Between the historical and the predictive are chapters that focus on the socio-cultural paradigm shift that has occurred and is still occurring as a consequence of rocketing internet growth. Two large sections of the book focus on, first, the "da Vinci Syndrome," or the dramatic rise in the close links between art and technology, and, secondly, the increasing interconnectedness of all postmodern, non-linear human experience, fueled and supported by the internet. Porter examines and illustrates how the internet can connect virtually everyone to everyone else, how the democratic organization of the net enables people not only to use it effectively but influence its direction, and how it fosters interactivity among its users. Porter, an independent Media Consultant, award-winning website producer, and internationally known lecturer and writer on internet issues, displays a wide breadth of knowledge and experience that pervades every page of the book. But the book is far from pompous--spiced as it is by appealing anecdotes, recounted with wit and verve.

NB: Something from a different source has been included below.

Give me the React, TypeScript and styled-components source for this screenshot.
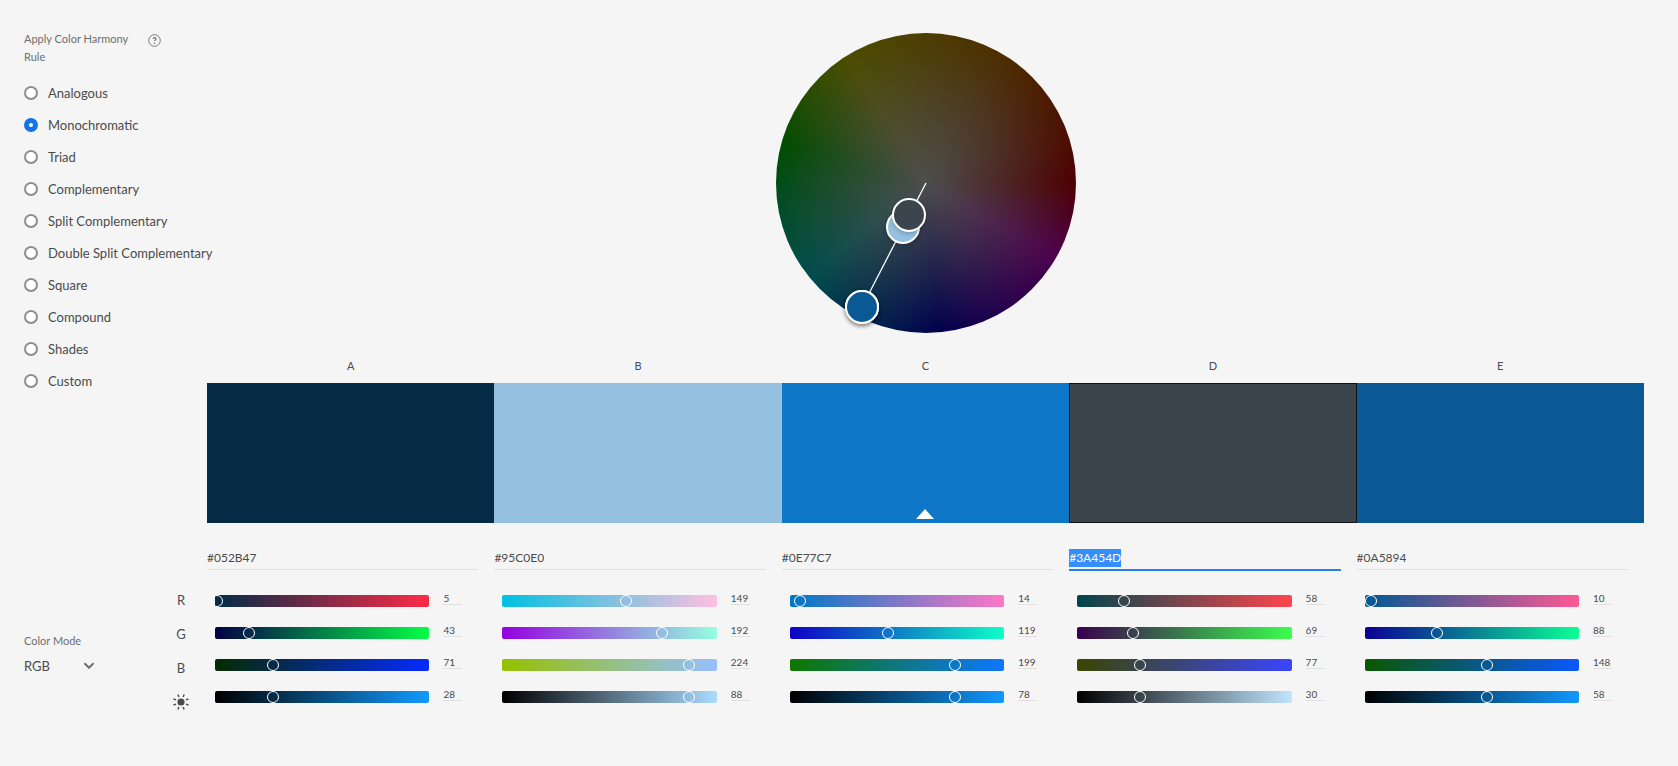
import React, { useState } from "react";
import styled, { createGlobalStyle } from "styled-components";

const GlobalStyle = createGlobalStyle`
  *, *::before, *::after { box-sizing: border-box; }
  body {
    margin: 0;
    background: #f5f5f5;
    color: #4b4b4b;
    font-family: Lato, "Noto Sans", sans-serif;
  }
  button, input, select { font-family: inherit; color: inherit; }
`;

type RGB = [number, number, number];
type Swatch = { id: string; hex: string; rgb: RGB; brightness: number };

const RULES = [
  "Analogous",
  "Monochromatic",
  "Triad",
  "Complementary",
  "Split Complementary",
  "Double Split Complementary",
  "Square",
  "Compound",
  "Shades",
  "Custom",
];

const SWATCHES: Swatch[] = [
  { id: "A", hex: "#052B47", rgb: [5, 43, 71], brightness: 28 },
  { id: "B", hex: "#95C0E0", rgb: [149, 192, 224], brightness: 88 },
  { id: "C", hex: "#0E77C7", rgb: [14, 119, 199], brightness: 78 },
  { id: "D", hex: "#3A454D", rgb: [58, 69, 77], brightness: 30 },
  { id: "E", hex: "#0A5894", rgb: [10, 88, 148], brightness: 58 },
];

const CHANNELS = ["Red", "Green", "Blue"];
const BASE = 2;
const ACTIVE = 3;

/* Marker offsets from the wheel centre, back to front. */
const MARKERS = [
  { id: "A", x: -64, y: 124 },
  { id: "C", x: -64, y: 124 },
  { id: "E", x: -64, y: 124 },
  { id: "B", x: -23, y: 44 },
  { id: "D", x: -17, y: 32 },
];

const css = ([r, g, b]: RGB) => `rgb(${r}, ${g}, ${b})`;

const channelGradient = (rgb: RGB, channel: number) => {
  const low = [...rgb] as RGB;
  const high = [...rgb] as RGB;
  low[channel] = 0;
  high[channel] = 255;
  return `linear-gradient(to right, ${css(low)}, ${css(high)})`;
};

const brightnessGradient = (rgb: RGB) => {
  const scale = 255 / Math.max(...rgb);
  return `linear-gradient(to right, #000, ${css(rgb.map((v) => Math.round(v * scale)) as RGB)})`;
};

const Page = styled.div`
  display: grid;
  grid-template-columns: 173px minmax(0, 1fr);
  padding: 30px 34px 48px 24px;
`;

const Sidebar = styled.aside`
  display: flex;
  flex-direction: column;
`;

const Harmony = styled.fieldset`
  margin: 0;
  padding: 0;
  border: 0;
  min-width: 0;
`;

const HarmonyHead = styled.div`
  display: flex;
  align-items: flex-start;
  gap: 8px;
  margin-bottom: 11px;
`;

const SmallLabel = styled.span`
  font-size: 11px;
  line-height: 18px;
  color: #6e6e6e;
`;

const HarmonyTitle = styled(SmallLabel)`
  width: 116px;
`;

const HelpButton = styled.button`
  display: flex;
  margin: 4px 0 0;
  padding: 0;
  border: 0;
  background: none;
`;

const Rule = styled.label`
  display: flex;
  align-items: center;
  gap: 10px;
  height: 32px;
  font-size: 13px;
  white-space: nowrap;
`;

const Radio = styled.input`
  appearance: none;
  flex: none;
  width: 14px;
  height: 14px;
  margin: 0;
  border: 2px solid #8e8e8e;
  border-radius: 50%;
  background: #fff;

  &:checked {
    border: 5px solid #1473e6;
  }
`;

const Mode = styled.label`
  display: flex;
  flex-direction: column;
  align-items: flex-start;
  margin-top: 235px;
`;

const SelectWrap = styled.span`
  display: grid;
  align-items: center;
  width: 71px;

  > * { grid-area: 1 / 1; }
  > svg { justify-self: end; pointer-events: none; }
`;

const ModeSelect = styled.select`
  appearance: none;
  width: 100%;
  height: 32px;
  padding: 0;
  border: 0;
  background: transparent;
  font-size: 13px;
`;

const Main = styled.main`
  display: grid;
  grid-template-columns: 10px minmax(0, 1fr);
  padding-top: 3px;
`;

const Wheel = styled.div`
  grid-column: 2;
  position: relative;
  justify-self: center;
  width: 300px;
  height: 300px;
  border-radius: 50%;
  background:
    radial-gradient(closest-side, #4d4d4d, rgba(77, 77, 77, 0)),
    conic-gradient(
      from 90deg,
      #4d0000 0deg,
      #4d004d 30deg,
      #00004d 85deg,
      #004d4d 142deg,
      #004d00 195deg,
      #4d4d00 238deg,
      #4d2d00 300deg,
      #4d0000 360deg
    );
`;

const Spoke = styled.svg`
  display: block;
`;

const Marker = styled.button<{ $color: string }>`
  position: absolute;
  width: 34px;
  height: 34px;
  padding: 0;
  border: 2px solid #fff;
  border-radius: 50%;
  background: ${(p) => p.$color};
  box-shadow: 0 2px 4px rgba(0, 0, 0, 0.2);
  transform: translate(-50%, -50%);
`;

const Columns = styled.div`
  grid-column: 2;
  display: grid;
  grid-template-columns: repeat(5, minmax(0, 1fr));
`;

const Letters = styled(Columns)`
  margin-top: 22px;
  font-size: 11px;
  line-height: 22px;
  text-align: center;
`;

const Chip = styled.button<{ $color: string; $active: boolean }>`
  display: flex;
  align-items: flex-end;
  justify-content: center;
  height: 140px;
  margin: 0;
  padding: 0 0 4px;
  border: 0;
  background: ${(p) => p.$color};
  box-shadow: ${(p) => (p.$active ? "inset 0 0 0 1px #111" : "none")};
`;

const ChipRow = styled(Columns)`
  margin-top: 6px;
`;

const HexRow = styled(Columns)`
  margin-top: 26px;
`;

const HexField = styled.div<{ $active: boolean }>`
  height: ${(p) => (p.$active ? 22 : 21)}px;
  margin-right: 16px;
  border-bottom: ${(p) => (p.$active ? "2px solid #2680eb" : "1px solid #e1e1e1")};
`;

const HexCell = styled.div`
  height: 22px;
`;

const HexInput = styled.input<{ $active: boolean }>`
  display: block;
  field-sizing: content;
  height: 18px;
  padding: 0;
  border: 0;
  outline: 0;
  font-size: 12px;
  line-height: 18px;
  background: ${(p) => (p.$active ? "#338fff" : "transparent")};
  color: ${(p) => (p.$active ? "#fff" : "#4b4b4b")};
`;

const Controls = styled.div`
  grid-column: 1 / -1;
  display: grid;
  grid-template-columns: subgrid;
  margin-top: 14px;
`;

const Legend = styled.div`
  display: flex;
  flex-direction: column;
  align-items: center;
  gap: 2px;
  width: 18px;
  margin: -1px 0 0 -25px;
  font-size: 13px;
`;

const LegendItem = styled.span`
  display: flex;
  align-items: center;
  height: 32px;
`;

const Sliders = styled.div`
  display: flex;
  flex-direction: column;
  padding: 0 32px 0 8px;
`;

const SliderRow = styled.div`
  display: flex;
  align-items: center;
  gap: 14px;
  height: 32px;
`;

const Track = styled.div<{ $fill: string }>`
  flex: 1;
  min-width: 0;
  height: 12px;
  border-radius: 2px;
  background: ${(p) => p.$fill};
`;

const Range = styled.input`
  appearance: none;
  display: block;
  width: calc(100% + 12px);
  height: 12px;
  margin: 0 0 0 -8px;
  background: transparent;

  &::-webkit-slider-thumb {
    appearance: none;
    width: 12px;
    height: 12px;
    border: 1px solid #fff;
    border-radius: 50%;
    background: transparent;
  }
`;

const ValueInput = styled.input`
  flex: none;
  width: 19px;
  height: 14px;
  margin-bottom: 6px;
  padding: 0;
  border: 0;
  border-bottom: 1px solid #e1e1e1;
  background: transparent;
  font-size: 10px;
  line-height: 13px;
`;

const HelpIcon = () => (
  <svg width="13" height="13" viewBox="0 0 13 13" fill="none" stroke="#6e6e6e" aria-hidden="true">
    <circle cx="6.5" cy="6.5" r="5.8" strokeWidth="0.9" />
    <path d="M5 4.9c.1-.8.7-1.3 1.6-1.3.9 0 1.5.5 1.5 1.2 0 1.1-1.5 1.1-1.5 2.5" strokeWidth="1.1" />
    <circle cx="6.6" cy="9.2" r=".7" fill="#6e6e6e" stroke="none" />
  </svg>
);

const ChevronIcon = () => (
  <svg width="12" height="8" viewBox="0 0 12 8" fill="none" aria-hidden="true">
    <path d="M2 1.8 6 5.8 10 1.8" stroke="#6e6e6e" strokeWidth="2" strokeLinecap="round" strokeLinejoin="round" />
  </svg>
);

const SunIcon = () => (
  <svg width="18" height="18" viewBox="-9 -9 18 18" role="img" aria-label="Brightness">
    <circle r="3.6" fill="#4b4b4b" />
    {[22.5, 67.5, 112.5, 157.5, 202.5, 247.5, 292.5, 337.5].map((angle) => (
      <path key={angle} d="M0-5.4V-8.2" stroke="#4b4b4b" strokeWidth="1.4" transform={`rotate(${angle})`} />
    ))}
  </svg>
);

const BaseArrow = () => (
  <svg width="18" height="10" viewBox="0 0 18 10" aria-hidden="true">
    <path d="M9 0 18 10H0Z" fill="#fff" />
  </svg>
);

type SliderProps = { name: string; value: number; max: number; fill: string };

const Slider = ({ name, value, max, fill }: SliderProps) => {
  const [current, setCurrent] = useState(value);
  const update = (e: React.ChangeEvent<HTMLInputElement>) => setCurrent(Number(e.target.value) || 0);
  return (
    <SliderRow>
      <Track $fill={fill}>
        <Range type="range" min={0} max={max} value={current} onChange={update} aria-label={name} />
      </Track>
      <ValueInput type="text" value={current} onChange={update} aria-label={`${name} value`} />
    </SliderRow>
  );
};

export default function App() {
  const [rule, setRule] = useState("Monochromatic");
  return (
    <>
      <GlobalStyle />
      <Page>
        <Sidebar>
          <Harmony aria-labelledby="harmony-title">
            <HarmonyHead>
              <HarmonyTitle id="harmony-title">Apply Color Harmony Rule</HarmonyTitle>
              <HelpButton type="button" aria-label="Help">
                <HelpIcon />
              </HelpButton>
            </HarmonyHead>
            {RULES.map((name) => (
              <Rule key={name}>
                <Radio type="radio" name="rule" checked={rule === name} onChange={() => setRule(name)} />
                {name}
              </Rule>
            ))}
          </Harmony>
          <Mode>
            <SmallLabel>Color Mode</SmallLabel>
            <SelectWrap>
              <ModeSelect defaultValue="RGB">
                <option>RGB</option>
                <option>CMYK</option>
                <option>LAB</option>
                <option>HSB</option>
              </ModeSelect>
              <ChevronIcon />
            </SelectWrap>
          </Mode>
        </Sidebar>

        <Main>
          <Wheel>
            <Spoke width="300" height="300" viewBox="0 0 300 300" aria-hidden="true">
              <path d="M150 150 86 274" stroke="#fff" strokeWidth="1.3" />
            </Spoke>
            {MARKERS.map((m) => (
              <Marker
                key={m.id}
                type="button"
                aria-label={`Color ${m.id}`}
                $color={SWATCHES.find((s) => s.id === m.id)!.hex}
                style={{ left: 150 + m.x, top: 150 + m.y }}
              />
            ))}
          </Wheel>

          <Letters>
            {SWATCHES.map((s) => (
              <span key={s.id}>{s.id}</span>
            ))}
          </Letters>
          <ChipRow>
            {SWATCHES.map((s, i) => (
              <Chip key={s.id} type="button" aria-label={`Swatch ${s.id}`} $color={s.hex} $active={i === ACTIVE}>
                {i === BASE && <BaseArrow />}
              </Chip>
            ))}
          </ChipRow>
          <HexRow>
            {SWATCHES.map((s, i) => (
              <HexCell key={s.id}>
                <HexField $active={i === ACTIVE}>
                  <HexInput type="text" defaultValue={s.hex} aria-label={`Hex ${s.id}`} $active={i === ACTIVE} />
                </HexField>
              </HexCell>
            ))}
          </HexRow>

          <Controls>
            <Legend>
              <LegendItem>R</LegendItem>
              <LegendItem>G</LegendItem>
              <LegendItem>B</LegendItem>
              <LegendItem>
                <SunIcon />
              </LegendItem>
            </Legend>
            <Columns>
              {SWATCHES.map((s) => (
                <Sliders key={s.id}>
                  {CHANNELS.map((name, c) => (
                    <Slider
                      key={name}
                      name={`${name} ${s.id}`}
                      value={s.rgb[c]}
                      max={255}
                      fill={channelGradient(s.rgb, c)}
                    />
                  ))}
                  <Slider
                    name={`Brightness ${s.id}`}
                    value={s.brightness}
                    max={100}
                    fill={brightnessGradient(s.rgb)}
                  />
                </Sliders>
              ))}
            </Columns>
          </Controls>
        </Main>
      </Page>
    </>
  );
}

For me, the most interesting section of the book is the chapter that deals with the technology of the internet and its impact on the contemporary arts scene. Drawing on and building upon her extensive background in theatre, film, and television, Porter explains lucidly some basic ways in which the internet has changed not only the contemporary artist's vision and production of art but the entire relationship between artist, art work, and audience. At its best, the internet can and does involve its audience more actively with the art work than was possible in the pre-internet era.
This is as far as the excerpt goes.